Both Sultana and Corbyn have displayed weaknesses in terms of strategy and tactics. Corbyn, when he was leader of the Labour Party, was poor. He failed in so many ways: to stand up to the Blairites and their austerity agenda, to insist on mandatory reselection of MPs, to allow open debate within Momentum, and made a U-turn in his position on membership of the European Union and on other issues. Sultana has shown herself to be rather impetuous, but at least her socialist rhetoric is consistently expressed.

It still appears that Sultana has little influence with the Independent Alliance of MPs group. That group contains Perry Barr MP, Ayoub Khan, who asked the Deputy Prime Minister whether Army personnel could “assist the local charities and organisations that are helping” to clear up waste left in the streets during the ongoing refuse dispute in Birmingham. In other words, to sanction strike breaking by the military, something Winston Churchill would have approved of. Since then, he has corrected this position. At a recent meeting in West Yorkshire the Independent Alliance MP for Dewsbury and Batley, Iqbal Mohammed, stated that he was OK with “people becoming wealthy”, – echoing Peter Mandelson’s mantra of “we are very relaxed about people getting filthy rich.” These MPs, especially Khan, although popular with their constituents, do not reflect a socialist outlook. It is therefore doubly concerning that they are set to be a third of the Your Party leadership team until the end of March. A number of important strategic decisions have already been taken by this team and whether one supports these decisions or not, all of the decisions taken so far must be up for discussion and overturning if the membership so decides. In reality, the political problems of the Labour Party will be reflected inside Your Party and a political battle will commence on what is the correct path in order to make meaningful change in British politics.

Recently Adnan Hussain, one of the Independent Alliance MPs resigned from the project, citing political infighting as his principal reason and Zarah Sultana has recently stated that she will run for the leadership of Your Party if the single leader model is adopted. She is clear that she favours a joint leadership model. In an on-line meeting Sultana said: “I genuinely think that given all the crap that we’ve seen, there might be obstacles to block me from doing that (standing).” She added that any attempts to block a Sultana candidacy would not come from her co-founder, Jeremy Corbyn, but from “people who are organising the onference, who are organising the party or organising the rallies, who are drafting these documents”. This statement shows that the unelected group writing these documents, takes no account of the views of Sultana.
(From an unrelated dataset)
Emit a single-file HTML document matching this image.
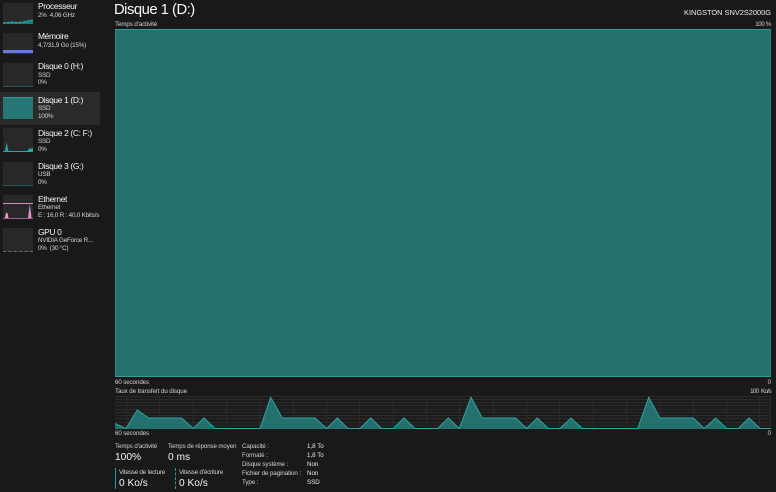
<!DOCTYPE html>
<html lang="fr"><head><meta charset="utf-8"><style>
html,body{margin:0;padding:0;background:#191919;}
#p{position:relative;width:776px;height:492px;overflow:hidden;background:#191919;color:#f0f0f0;font-family:"Liberation Sans",sans-serif;}
.t{position:absolute;white-space:nowrap;line-height:1;}
.b{position:absolute;left:3px;width:30px;background:#282828;border-bottom:1px solid #303030;box-sizing:border-box;}
.n{font-size:8.4px;color:#f6f6f6;left:38px;letter-spacing:-.33px;}
.s{font-size:6.3px;color:#d6d6d6;left:38px;letter-spacing:-.2px;}
.l{font-size:6.2px;color:#d2d2d2;letter-spacing:-.1px;}
.r{letter-spacing:-.35px;}
.k{font-size:6.2px;color:#d2d2d2;left:242px;letter-spacing:-.08px;}
.v{font-size:6.2px;color:#ececec;left:307px;}
.g{font-size:10.2px;color:#f4f4f4;}
svg{position:absolute;display:block;}
</style></head><body><div id="p">

<div style="position:absolute;left:0;top:92px;width:100px;height:33px;background:#2a2a2a"></div>

<div class="b" style="top:3px;height:21px"></div>
<svg style="left:3px;top:3px" width="30" height="21"><polygon points="0,20 9,19 14,19.5 20,19 26,17.5 30,17 30,21 0,21" fill="#1d7f80"/><polyline points="0,20 9,19 14,19.5 20,19 26,17.5 30,17" fill="none" stroke="#2ab6b8" stroke-width="1" stroke-dasharray="3 1"/></svg>
<div class="t n" style="top:2px">Processeur</div>
<div class="t s" style="top:13px">2%&nbsp; 4,06 GHz</div>

<div class="b" style="top:33px;height:21px"></div>
<div style="position:absolute;left:3px;top:50px;width:30px;height:3px;background:#6a78d8"></div>
<div class="t n" style="top:32px">Mémoire</div>
<div class="t s" style="top:43px">4,7/31,9 Go (15%)</div>

<div class="b" style="top:63px;height:24px;border-bottom:1px solid #225a5a"></div>
<div class="t n" style="top:62px">Disque 0 (H:)</div>
<div class="t s" style="top:73px">SSD</div>
<div class="t s" style="top:80px">0%</div>

<div style="position:absolute;left:3px;top:97px;width:30px;height:22px;background:#267675;border-top:1px solid #2e9c9c;box-sizing:border-box"></div>
<div class="t n" style="top:96px">Disque 1 (D:)</div>
<div class="t s" style="top:106px">SSD</div>
<div class="t s" style="top:114px">100%</div>

<div class="b" style="top:128px;height:24px"></div>
<svg style="left:3px;top:128px" width="30" height="24"><polygon points="0,23 2,23 3.7,14 5.4,23 24,23 27,20 29,21 30,19 30,24 0,24" fill="#22a8a8"/></svg>
<div class="t n" style="top:129px">Disque 2 (C: F:)</div>
<div class="t s" style="top:139px">SSD</div>
<div class="t s" style="top:147px">0%</div>

<div class="b" style="top:162px;height:24px;border-bottom:1px solid #225a5a"></div>
<div class="t n" style="top:162px">Disque 3 (G:)</div>
<div class="t s" style="top:172px">USB</div>
<div class="t s" style="top:180px">0%</div>

<div class="b" style="top:195px;height:24px"></div>
<svg style="left:3px;top:195px" width="30" height="24"><line x1="0" y1="8.5" x2="30" y2="8.5" stroke="#d98ac0" stroke-width="1"/><polygon points="2,23 3,18 4.5,18 5.5,23" fill="#f0a0d8"/><polygon points="25,23 26.8,9 28.6,23" fill="#e090c8"/><line x1="0" y1="23.5" x2="30" y2="23.5" stroke="#9a6090"/></svg>
<div class="t n" style="top:195px">Ethernet</div>
<div class="t s" style="top:205px">Ethernet</div>
<div class="t s" style="top:213px">E : 16,0 R : 40,0 Kbits/s</div>

<div class="b" style="top:228px;height:24px;border-bottom:1px dashed #6a6a78"></div>
<div class="t n" style="top:228px">GPU 0</div>
<div class="t s" style="top:238px">NVIDIA GeForce R...</div>
<div class="t s" style="top:246px">0%&nbsp; (30 °C)</div>

<div class="t" style="left:114px;top:3px;font-size:14.8px;letter-spacing:-.5px;color:#f8f8f8">Disque 1 (D:)</div>
<div class="t" style="right:5px;top:9px;font-size:7.4px;color:#eeeeee">KINGSTON SNV2S2000G</div>
<div class="t l" style="left:115px;top:22px">Temps d'activité</div>
<div class="t l r" style="right:5px;top:22px">100 %</div>

<div style="position:absolute;left:115px;top:29px;width:656px;height:348px;background:#23706f;border-top:1px solid #2f9c9b;border-bottom:1px solid #2f9c9b;border-left:1px solid #2a8a89;border-right:1px solid #2a8a89;box-sizing:border-box"></div>

<div class="t l" style="left:115px;top:380px">60 secondes</div>
<div class="t l" style="right:5px;top:380px">0</div>
<div class="t l" style="left:115px;top:389px">Taux de transfert du disque</div>
<div class="t l r" style="right:5px;top:389px;letter-spacing:-.6px;word-spacing:1.2px">100 Ko/s</div>

<svg style="left:115px;top:396px" width="656" height="34" viewBox="115 396 656 34">
<rect x="115" y="396" width="656" height="33" fill="#1c1c1c"/>
<g stroke="#2a2a2a" stroke-width="1" shape-rendering="crispEdges">
<line x1="115" x2="771" y1="396.5" y2="396.5"/><line x1="115" x2="771" y1="399.5" y2="399.5"/><line x1="115" x2="771" y1="402.5" y2="402.5"/><line x1="115" x2="771" y1="405.5" y2="405.5"/><line x1="115" x2="771" y1="409.5" y2="409.5"/><line x1="115" x2="771" y1="412.5" y2="412.5"/><line x1="115" x2="771" y1="415.5" y2="415.5"/><line x1="115" x2="771" y1="418.5" y2="418.5"/><line x1="115" x2="771" y1="422.5" y2="422.5"/><line x1="115" x2="771" y1="425.5" y2="425.5"/>
<line y1="396" y2="429" x1="126.5" x2="126.5"/><line y1="396" y2="429" x1="159.5" x2="159.5"/><line y1="396" y2="429" x1="193.5" x2="193.5"/><line y1="396" y2="429" x1="226.5" x2="226.5"/><line y1="396" y2="429" x1="259.5" x2="259.5"/><line y1="396" y2="429" x1="293.5" x2="293.5"/><line y1="396" y2="429" x1="326.5" x2="326.5"/><line y1="396" y2="429" x1="359.5" x2="359.5"/><line y1="396" y2="429" x1="393.5" x2="393.5"/><line y1="396" y2="429" x1="426.5" x2="426.5"/><line y1="396" y2="429" x1="459.5" x2="459.5"/><line y1="396" y2="429" x1="493.5" x2="493.5"/><line y1="396" y2="429" x1="526.5" x2="526.5"/><line y1="396" y2="429" x1="559.5" x2="559.5"/><line y1="396" y2="429" x1="593.5" x2="593.5"/><line y1="396" y2="429" x1="626.5" x2="626.5"/><line y1="396" y2="429" x1="659.5" x2="659.5"/><line y1="396" y2="429" x1="693.5" x2="693.5"/><line y1="396" y2="429" x1="726.5" x2="726.5"/><line y1="396" y2="429" x1="759.5" x2="759.5"/><line y1="396" y2="429" x1="770.5" x2="770.5"/>
</g>
<polygon fill="#23706f" points="115,429 115,423.5 126,428.5 137.3,410 148.7,418 181.7,418 193.3,428.5 204,418 215,428.5 260,428.5 270.7,397.3 282.3,418 315,418 326.7,428.5 337.3,418 348,428.5 360,428.5 370.7,418 381.7,428.5 393.3,428.5 404,418 415,428.5 437.7,428.5 448.3,418 459.3,428.5 471,397.3 482.3,418 515.7,418 526.7,428.5 537.3,418 548.3,428.5 560,428.5 571,418 582.3,428.5 637.7,428.5 648.7,397.3 660,418 693.3,418 704.3,428.5 715.7,418 726.7,428.5 738.3,428.5 749,418 760,428.5 771,428.5 771,429"/>
<polyline fill="none" stroke="#2fa3a2" stroke-width="1" points="115,423.5 126,428.5 137.3,410 148.7,418 181.7,418 193.3,428.5 204,418 215,428.5 260,428.5 270.7,397.3 282.3,418 315,418 326.7,428.5 337.3,418 348,428.5 360,428.5 370.7,418 381.7,428.5 393.3,428.5 404,418 415,428.5 437.7,428.5 448.3,418 459.3,428.5 471,397.3 482.3,418 515.7,418 526.7,428.5 537.3,418 548.3,428.5 560,428.5 571,418 582.3,428.5 637.7,428.5 648.7,397.3 660,418 693.3,418 704.3,428.5 715.7,418 726.7,428.5 738.3,428.5 749,418 760,428.5 771,428.5"/>
</svg>

<div class="t l" style="left:115px;top:431px">60 secondes</div>
<div class="t l" style="right:5px;top:431px">0</div>

<div class="t l" style="left:115px;top:444px">Temps d'activité</div>
<div class="t g" style="left:115px;top:453px">100%</div>
<div class="t l" style="left:168px;top:444px;letter-spacing:-.13px">Temps de réponse moyen</div>
<div class="t g" style="left:168px;top:453px">0 ms</div>

<div style="position:absolute;left:115px;top:468px;width:1px;height:21px;background:#2a9a99"></div>
<div class="t l" style="left:119px;top:470px;letter-spacing:-.17px">Vitesse de lecture</div>
<div class="t g" style="left:119px;top:479px">0 Ko/s</div>
<div style="position:absolute;left:175px;top:468px;width:0;height:21px;border-left:1px dashed #2a9a99"></div>
<div class="t l" style="left:179px;top:470px;letter-spacing:-.17px">Vitesse d'écriture</div>
<div class="t g" style="left:179px;top:479px">0 Ko/s</div>

<div class="t k" style="top:444px">Capacité :</div><div class="t v" style="top:444px">1,8 To</div>
<div class="t k" style="top:453px">Formaté :</div><div class="t v" style="top:453px">1,8 To</div>
<div class="t k" style="top:462px">Disque système :</div><div class="t v" style="top:462px">Non</div>
<div class="t k" style="top:471px">Fichier de pagination :</div><div class="t v" style="top:471px">Non</div>
<div class="t k" style="top:480px">Type :</div><div class="t v" style="top:480px">SSD</div>

</div></body></html>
It also suggests, that the top-down model inherent in the documents may well be a firm part of their agenda and not subject to change.

Green Party surge

Meanwhile there has been a surge in membership of the Green Party, since the election of its new leader, Zak Polanski. Polanski uses the media and slick, but abstract progressive sound-bites to appeal to especially young voters and it is working. Membership of the Green Party has doubled to 150,000 since Polanski was made leader and they are now the favoured party of voters under the age of 50, getting 25% in terms of current voting intention. While Reform UK has stalled in the polls with no increase in support since May 2025 on 27%, the Greens have increased their support to 18% from 10% in May 2025. Meanwhile support for the Conservatives and Labour continues to decline in sinc across the same period from 22% to 18%.

It is possible that this surge in support for the Greens could be cut across by Your Party when it is finally established, but anecdotal evidence would suggest that many who were inspired by the Your Party launch have become disillusioned by the lack of clarity of vision and instead are choosing Polanski’s Green party as a more credible way of resisting the progress Reform is making. The low numbers of those joining Your Party is evidence of this as is the relatively low numbers attending the regional assemblies.

There are calls to work with the Greens in the up-coming local elections and see them as allies on the left. The traditional membership of the Green’s contains a significant block of the politically liberal strain. There are also more radical elements and this uneasy alliance could sever, with the Greens moving sharply and decisively to the left and undermining the attempt to build a mass party of the working class by Your Party. In any case, it is true that the real political direction of the Greens will remain reformist and if ever in power it will betray its promises as they have previously done. Polanski’s political convictions seem to hinge on self-promotion and opportunism – not a good formula for leading long-term radical political change. The generalised statements on their website offer no real programme for change beyond a modest increase in taxation on the rich, something that the vast majority of British people would support as well as general aspirations towards a fairer, greener future. However, there is no pledge for a radical transformation of society and while capitalism is criticised, there is no plan laid out on how to replace it and with what.

In the short-term it makes sense for Your Party to establish itself first and take a pragmatic view of future alliances. It seems unlikely that many actual Your Party branches will be properly formed before the March 31st 2026 deadline for nominations for local elections. However, there needs to be a discussion around tactics towards the Green Party at the YP conference and in the local assemblies. The Green Party cannot be just dismissed as part of the establishment, especially since it seems that an increasing number of voters count them on the left. YP needs to lay out a programme for essential change and open up a public dialogue over it, with the aim to find meaningful alliances or expose those who talk left but do otherwise in practice.  

The need for political discussion

The discussions around a programme to overthrow capitalism and establish socialism are at an embryonic stage in Your Party. Sultana and Corbyn use the term socialism but as of yet there is no political programme that really suggests the means of achieving this end. There are those who want to soften any programme in order to keep voters on-side. They argue that radical language will put voters off. The experience of the Corbyn surge however was that the more radical the public statements were, the more support Corbyn gained. The failure of the capitalist system cannot be allowed to be “the elephant in the room”. Your Party needs a radical programme from the outset and a plan on how to communicate this with workers and build support. The growth of the Green Party will not make this process any easier. The vague promises they make will appeal to many as progressive. Fundamentally, the Greens don’t challenge the status quo but rather suggest a compromise can be made with capitalism.

Delegates who understand the need for YP to be a working-class party with real democracy and a socialist programme should work together in the conference to politicise the debates and raise relevant issues.

Your Party needs to embrace grounded radicalism in order to offer real solutions to working class problems. It needs to reject a traditional top-down model and listen to the members. It needs to urgently build branches and allow those branches the freedom to take the message of socialism into working-class communities and build a party based in those communities as well as amongst the rest of society.